Interestingly, Heineken finds itself in a similar situation as Anheuser-Busch InBev. It has a lot of debt from its purchase of parts of U.K.-based Scottish & Newcastle last year. Among other cost cuts, Heineken announced that it was closing four breweries and three malteries in the past two months.
Heineken said recently that its third-quarter revenue fell 3.9 percent and beer sales measured in barrels dropped 4.1 percent as consumers switched to drinking less-expensive beers. But the brewer raised its full-year earnings forecast, thanks to price increases and cost cuts, according to the Wall Street Journal. From the story:
The Amsterdam-based company said markets in Europe and the U.S. remain under pressure, echoing comments from other brewers that the move to premium beers seen before the downturn has slowed. Heineken said it won’t try to compete in the mass-market beer sector.
Heineken said profit before exceptional items and amortization of brands…will grow by low double digits in 2009 when acquisitions, disposals and currency movements are excluded. Previously, the company forecast growth by “at least high-single digits.”
The decline in beer sales was greatest in the Americas, and Heineken blamed “the challenging consumer environment in North America.” Heineken expects volumes to remain under pressure in most of its mature markets in Europe and the Americas, according to the Journal.
This downturn seems to be testing the managerial chops of all the big brewers. Will the tough times expose weaknesses? Or will things move along smoothly for the global brewers, who have clearly decided on their game plan?



Jeremiah McWilliams is a native Virginian who came to the Post-Dispatch in early 2007 to cover beer and other consumer products. He previously covered manufacturing for the Virginian-Pilot newspaper in Norfolk, Va. He is a graduate of Washington and Lee University.
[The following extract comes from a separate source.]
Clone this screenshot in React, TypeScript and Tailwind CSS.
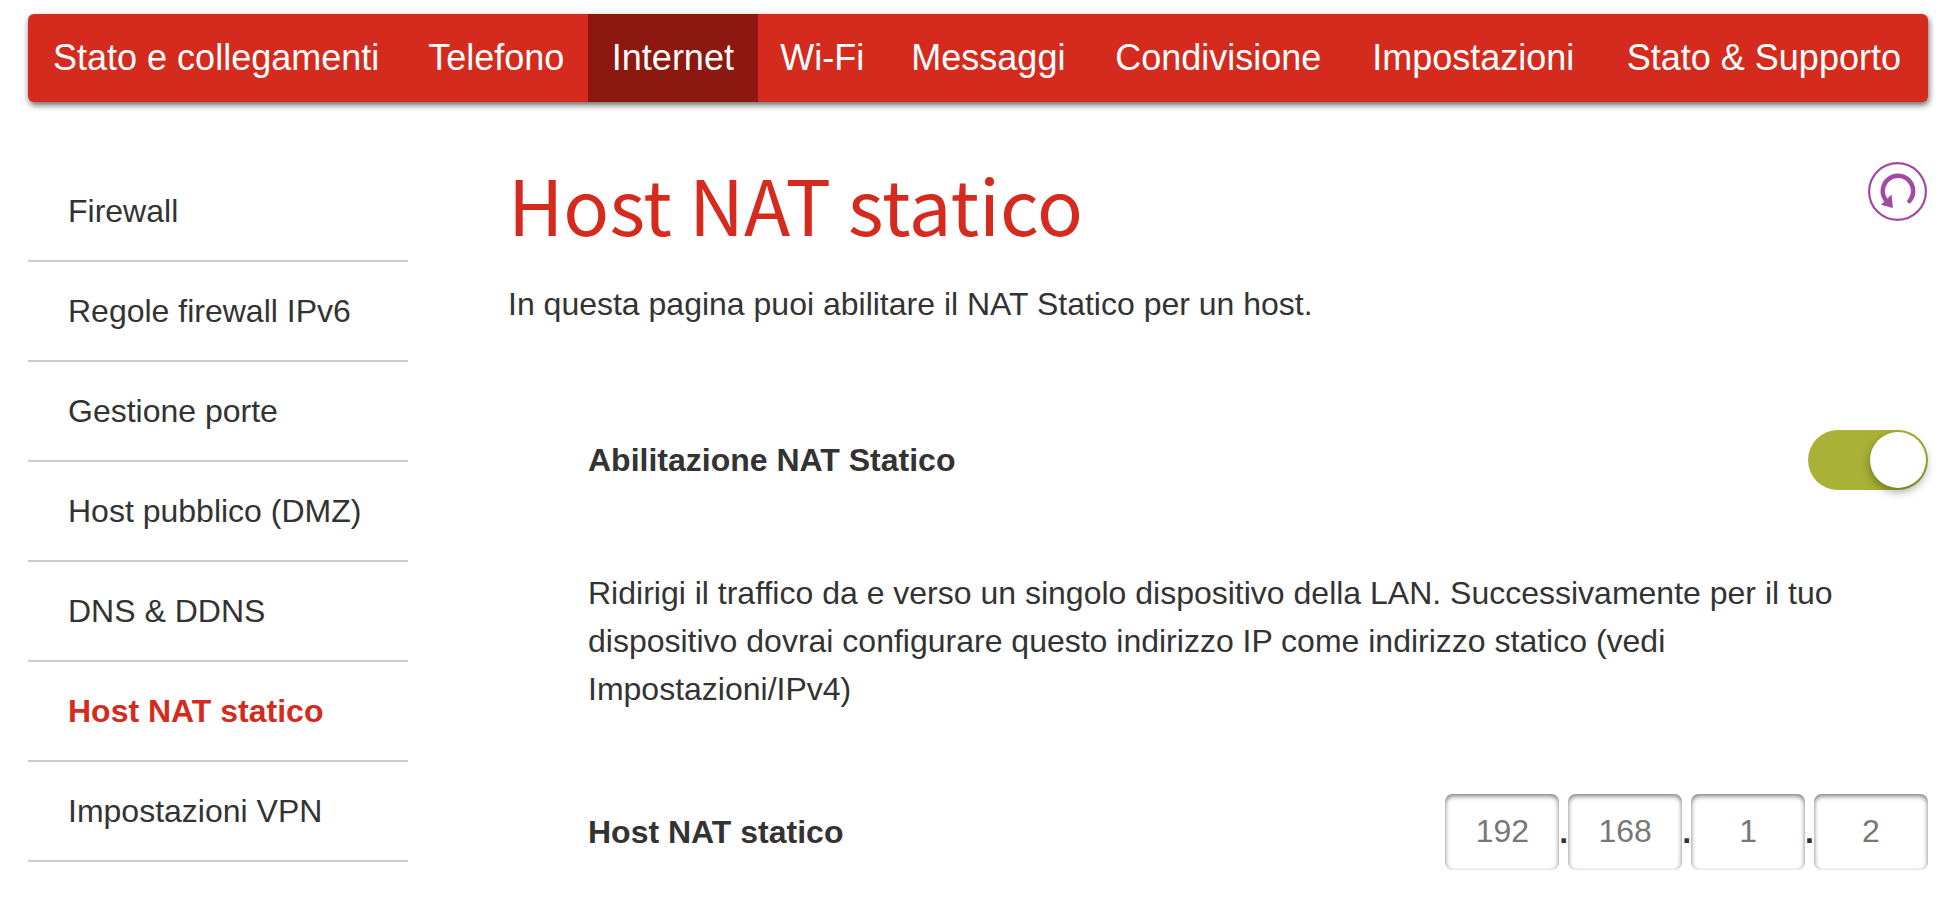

Interesting closing jab on the “managerial chops” Jeremiah, quite telling! Quick quote from ex-Heineken USA President Blaustein after he resigned in August: “Given my own career aspirations and a different view of how to build our business/portfolio in the current economic climate, I thought it best that we part ways.” There’s a huge hole over at Heineken right now.
Isn’t is the “indians” who make things really happen? Blaustein leaving is not that big of a deal.